Adapun kekurangan dari PoS adalah sebagai berikut:
Masalah keamanan. PoS adalah algoritma yang kurang dapat diandalkan dibandingkan dengan PoW, karena karena tidak perlu menyelesaikan masalah matematika yang rumit, peserta jaringan dapat membeli sebagian besar token (lebih dari 51%) untuk mengontrol penambahan blok baru ke blockchain;
Bukan desentralisasi yang sebenarnya. Validator dengan jumlah crypto terbesar di wallet mereka menjadi pemimpin jaringan dan bertanggung jawab untuk menyetujui semua transaksi yang terjadi di dalamnya. Oleh karena itu, dalam hal ini, desentralisasi sejati yang dijanjikan oleh konsep blockchain tidak lagi layak untuk dibicarakan;
Tidak cukup ramah lingkungan. Meskipun PoS tidak memerlukan mining, namun hal tersebut tidak dapat dianggap ramah lingkungan. Faktanya adalah bahwa untuk menambahkan blok lain, semua node yang bertanggung jawab atas konsensus harus selalu online. Dengan demikian, node jaringan harus tetap aktif dan terhubung ke internet selama 24/7.
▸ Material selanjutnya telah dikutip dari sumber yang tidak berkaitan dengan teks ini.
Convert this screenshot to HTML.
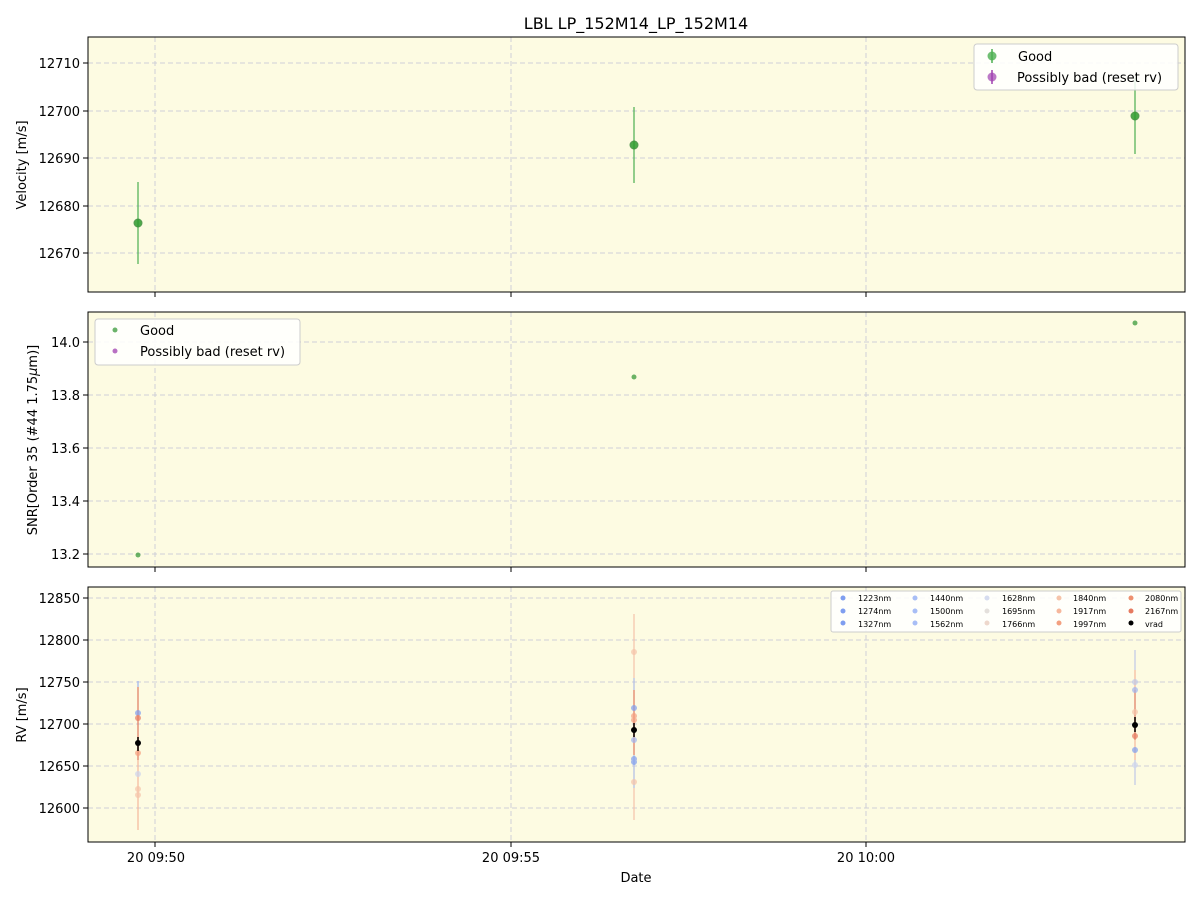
<!DOCTYPE html>
<html><head><meta charset="utf-8"><style>body{margin:0;background:#fff}svg{display:block;font-family:"DejaVu Sans","Liberation Sans",sans-serif}</style></head><body>
<svg width="1200" height="900" xmlns="http://www.w3.org/2000/svg">
<rect width="1200" height="900" fill="#fff"/>
<text x="636" y="29" font-size="16" text-anchor="middle">LBL LP_152M14_LP_152M14</text>
<g stroke="#ccc" stroke-dasharray="5,4" stroke-width="0.8">
</g>
<!-- Panel 1 -->
<rect x="88" y="37" width="1097" height="255" fill="#fdfbe2"/>
<g stroke="#cfcfd8" stroke-dasharray="5,3" stroke-width="1">
<line x1="88" x2="1185" y1="63" y2="63"/><line x1="88" x2="1185" y1="111" y2="111"/><line x1="88" x2="1185" y1="158" y2="158"/><line x1="88" x2="1185" y1="206" y2="206"/><line x1="88" x2="1185" y1="253" y2="253"/>
<line x1="155" x2="155" y1="37" y2="292"/><line x1="511" x2="511" y1="37" y2="292"/><line x1="866" x2="866" y1="37" y2="292"/>
</g>
<g stroke="#4caf50" stroke-width="1.5" opacity="0.8">
<line x1="138" x2="138" y1="182" y2="264"/><line x1="634" x2="634" y1="107" y2="183"/><line x1="1135" x2="1135" y1="78" y2="154"/>
</g>
<g fill="#2e9b2e" stroke="#3a8a3a" opacity="0.85"><circle cx="138" cy="223" r="4"/><circle cx="634" cy="145" r="4"/><circle cx="1135" cy="116" r="4"/></g>
<rect x="88" y="37" width="1097" height="255" fill="none" stroke="#000" stroke-width="1"/>
<g font-size="13" text-anchor="end">
<text x="80" y="68">12710</text><text x="80" y="116">12700</text><text x="80" y="163">12690</text><text x="80" y="211">12680</text><text x="80" y="258">12670</text></g>
<g stroke="#000"><line x1="83" x2="88" y1="63" y2="63"/><line x1="83" x2="88" y1="111" y2="111"/><line x1="83" x2="88" y1="158" y2="158"/><line x1="83" x2="88" y1="206" y2="206"/><line x1="83" x2="88" y1="253" y2="253"/>
<line x1="155" x2="155" y1="292" y2="297"/><line x1="511" x2="511" y1="292" y2="297"/><line x1="866" x2="866" y1="292" y2="297"/></g>
<text transform="translate(26,165) rotate(-90)" font-size="13" text-anchor="middle">Velocity [m/s]</text>
<rect x="974" y="44" width="204" height="46" rx="3" fill="#fff" fill-opacity="0.85" stroke="#ccc"/>
<line x1="992" x2="992" y1="49" y2="63" stroke="#4caf50" stroke-width="1.5"/><circle cx="992" cy="56" r="4.5" fill="#4caf50" opacity="0.8"/>
<line x1="992" x2="992" y1="70" y2="84" stroke="#a040b0" stroke-width="1.5"/><circle cx="992" cy="77" r="4.5" fill="#a040b0" opacity="0.7"/>
<text x="1018" y="61" font-size="13">Good</text><text x="1017" y="82" font-size="13">Possibly bad (reset rv)</text>
<!-- Panel 2 -->
<rect x="88" y="312" width="1097" height="255" fill="#fdfbe2"/>
<g stroke="#cfcfd8" stroke-dasharray="5,3" stroke-width="1">
<line x1="88" x2="1185" y1="342" y2="342"/><line x1="88" x2="1185" y1="395" y2="395"/><line x1="88" x2="1185" y1="448" y2="448"/><line x1="88" x2="1185" y1="501" y2="501"/><line x1="88" x2="1185" y1="554" y2="554"/>
<line x1="155" x2="155" y1="312" y2="567"/><line x1="511" x2="511" y1="312" y2="567"/><line x1="866" x2="866" y1="312" y2="567"/>
</g>
<g fill="#3a9a3a" opacity="0.75"><circle cx="138" cy="555" r="2.5"/><circle cx="634" cy="377" r="2.5"/><circle cx="1135" cy="323" r="2.5"/></g>
<rect x="88" y="312" width="1097" height="255" fill="none" stroke="#000"/>
<g font-size="13" text-anchor="end"><text x="80" y="347">14.0</text><text x="80" y="400">13.8</text><text x="80" y="453">13.6</text><text x="80" y="506">13.4</text><text x="80" y="559">13.2</text></g>
<g stroke="#000"><line x1="83" x2="88" y1="342" y2="342"/><line x1="83" x2="88" y1="395" y2="395"/><line x1="83" x2="88" y1="448" y2="448"/><line x1="83" x2="88" y1="501" y2="501"/><line x1="83" x2="88" y1="554" y2="554"/>
<line x1="155" x2="155" y1="567" y2="572"/><line x1="511" x2="511" y1="567" y2="572"/><line x1="866" x2="866" y1="567" y2="572"/></g>
<text transform="translate(37,440) rotate(-90)" font-size="13" text-anchor="middle">SNR[Order 35 (#44 1.75<tspan font-style="italic">μ</tspan>m)]</text>
<rect x="95" y="319" width="205" height="46" rx="3" fill="#fff" fill-opacity="0.85" stroke="#ccc"/>
<circle cx="115" cy="330" r="2.5" fill="#3a9a3a" opacity="0.75"/><circle cx="115" cy="351" r="2.5" fill="#a040b0" opacity="0.75"/>
<text x="140" y="335" font-size="13">Good</text><text x="140" y="356" font-size="13">Possibly bad (reset rv)</text>
<!-- Panel 3 -->
<rect x="88" y="587" width="1097" height="255" fill="#fdfbe2"/>
<g stroke="#cfcfd8" stroke-dasharray="5,3" stroke-width="1">
<line x1="88" x2="1185" y1="598" y2="598"/><line x1="88" x2="1185" y1="640" y2="640"/><line x1="88" x2="1185" y1="682" y2="682"/><line x1="88" x2="1185" y1="724" y2="724"/><line x1="88" x2="1185" y1="766" y2="766"/><line x1="88" x2="1185" y1="808" y2="808"/>
<line x1="155" x2="155" y1="587" y2="842"/><line x1="511" x2="511" y1="587" y2="842"/><line x1="866" x2="866" y1="587" y2="842"/>
</g>
<g stroke-width="2" opacity="0.6">
<line x1="138" x2="138" y1="681" y2="830" stroke="#f6b79c"/><line x1="138" x2="138" y1="681" y2="745" stroke="#9db4f0"/><line x1="138" x2="138" y1="687" y2="760" stroke="#e07a60"/>
<line x1="634" x2="634" y1="614" y2="820" stroke="#f6c4aa"/><line x1="634" x2="634" y1="678" y2="788" stroke="#b0bce6"/><line x1="634" x2="634" y1="690" y2="755" stroke="#e07a60"/>
<line x1="1135" x2="1135" y1="650" y2="785" stroke="#c0c8e8"/><line x1="1135" x2="1135" y1="670" y2="760" stroke="#f6b79c"/><line x1="1135" x2="1135" y1="690" y2="740" stroke="#e07a60"/>
</g>
<g opacity="0.7">
<circle cx="138" cy="713" r="3" fill="#7f9ef0"/><circle cx="138" cy="718" r="3" fill="#e87a60"/><circle cx="138" cy="753" r="3" fill="#f6a080"/><circle cx="138" cy="774" r="3" fill="#cdd4ee"/><circle cx="138" cy="789" r="3" fill="#f6c4aa"/><circle cx="138" cy="795" r="3" fill="#f6c4aa"/>
<circle cx="634" cy="708" r="3" fill="#7f9ef0"/><circle cx="634" cy="716" r="3" fill="#f6a080"/><circle cx="634" cy="720" r="3" fill="#f6a080"/><circle cx="634" cy="740" r="3" fill="#a0b4f0"/><circle cx="634" cy="759" r="3" fill="#7f9ef0"/><circle cx="634" cy="762" r="3" fill="#7f9ef0"/><circle cx="634" cy="652" r="3" fill="#f6c4aa"/><circle cx="634" cy="782" r="3" fill="#f6c4aa"/>
<circle cx="1135" cy="682" r="3" fill="#c0c8e8"/><circle cx="1135" cy="690" r="3" fill="#a0b4f0"/><circle cx="1135" cy="712" r="3" fill="#f6c4aa"/><circle cx="1135" cy="736" r="3" fill="#e87a60"/><circle cx="1135" cy="750" r="3" fill="#7f9ef0"/><circle cx="1135" cy="765" r="3" fill="#cdd4ee"/>
</g>
<g stroke="#000" stroke-width="1.5"><line x1="138" x2="138" y1="737" y2="751"/><line x1="634" x2="634" y1="723" y2="737"/><line x1="1135" x2="1135" y1="717" y2="732"/></g>
<g fill="#000"><circle cx="138" cy="743" r="3"/><circle cx="634" cy="730" r="3"/><circle cx="1135" cy="725" r="3"/></g>
<rect x="88" y="587" width="1097" height="255" fill="none" stroke="#000"/>
<g font-size="13" text-anchor="end"><text x="80" y="603">12850</text><text x="80" y="645">12800</text><text x="80" y="687">12750</text><text x="80" y="729">12700</text><text x="80" y="771">12650</text><text x="80" y="813">12600</text></g>
<g stroke="#000"><line x1="83" x2="88" y1="598" y2="598"/><line x1="83" x2="88" y1="640" y2="640"/><line x1="83" x2="88" y1="682" y2="682"/><line x1="83" x2="88" y1="724" y2="724"/><line x1="83" x2="88" y1="766" y2="766"/><line x1="83" x2="88" y1="808" y2="808"/>
<line x1="155" x2="155" y1="842" y2="847"/><line x1="511" x2="511" y1="842" y2="847"/><line x1="866" x2="866" y1="842" y2="847"/></g>
<text transform="translate(26,715) rotate(-90)" font-size="13" text-anchor="middle">RV [m/s]</text>
<g font-size="13" text-anchor="middle"><text x="156" y="862">20 09:50</text><text x="511" y="862">20 09:55</text><text x="866" y="862">20 10:00</text></g>
<text x="636" y="882" font-size="13" text-anchor="middle">Date</text>
<rect x="831" y="591" width="350" height="41" rx="2" fill="#fff" fill-opacity="0.85" stroke="#ccc"/>
<g font-size="8">
<g fill="#7f9ef0"><circle cx="843" cy="598" r="2.5"/><circle cx="843" cy="611" r="2.5"/><circle cx="843" cy="623" r="2.5"/></g>
<g fill="#a8bef6"><circle cx="915" cy="598" r="2.5"/><circle cx="915" cy="611" r="2.5"/><circle cx="915" cy="623" r="2.5"/></g>
<g fill="#d6dcef"><circle cx="987" cy="598" r="2.5"/><circle cx="987" cy="611" r="2.5" fill="#e4e0dc"/><circle cx="987" cy="623" r="2.5" fill="#eed8cc"/></g>
<g fill="#f6c4aa"><circle cx="1059" cy="598" r="2.5"/><circle cx="1059" cy="611" r="2.5" fill="#f6b79c"/><circle cx="1059" cy="623" r="2.5" fill="#f3a080"/></g>
<g fill="#ee9070"><circle cx="1131" cy="598" r="2.5"/><circle cx="1131" cy="611" r="2.5" fill="#e67a60"/><circle cx="1131" cy="623" r="2.5" fill="#000"/></g>
<text x="858" y="601">1223nm</text><text x="858" y="614">1274nm</text><text x="858" y="627">1327nm</text>
<text x="930" y="601">1440nm</text><text x="930" y="614">1500nm</text><text x="930" y="627">1562nm</text>
<text x="1002" y="601">1628nm</text><text x="1002" y="614">1695nm</text><text x="1002" y="627">1766nm</text>
<text x="1073" y="601">1840nm</text><text x="1073" y="614">1917nm</text><text x="1073" y="627">1997nm</text>
<text x="1145" y="601">2080nm</text><text x="1145" y="614">2167nm</text><text x="1145" y="627">vrad</text>
</g>
</svg>
</body></html>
Tabel Perbandingan PoW dan PoS
Sekarang mari kita soroti kriteria umum untuk mengevaluasi kedua algoritma dan mengetahui perbedaan antara Proof of Work dan Proof of Stake dalam bentuk tabel.
Kesimpulan
Teknologi Blockchain memang selalu berkembang, sehingga tidak mengherankan selama beberapa tahun ke depan semakin banyak algoritma konsensus yang canggih dan sempurna akan muncul. Namun untuk saat ini kedua jenis konsensus di atas dapat memenuhi kebutuhan pengguna blockchain dan masih tetap digunakan secara luas, yang menandakan bahwa kekurangan mereka cukup diimbangi dengan kenyamanan dari segi penggunaan.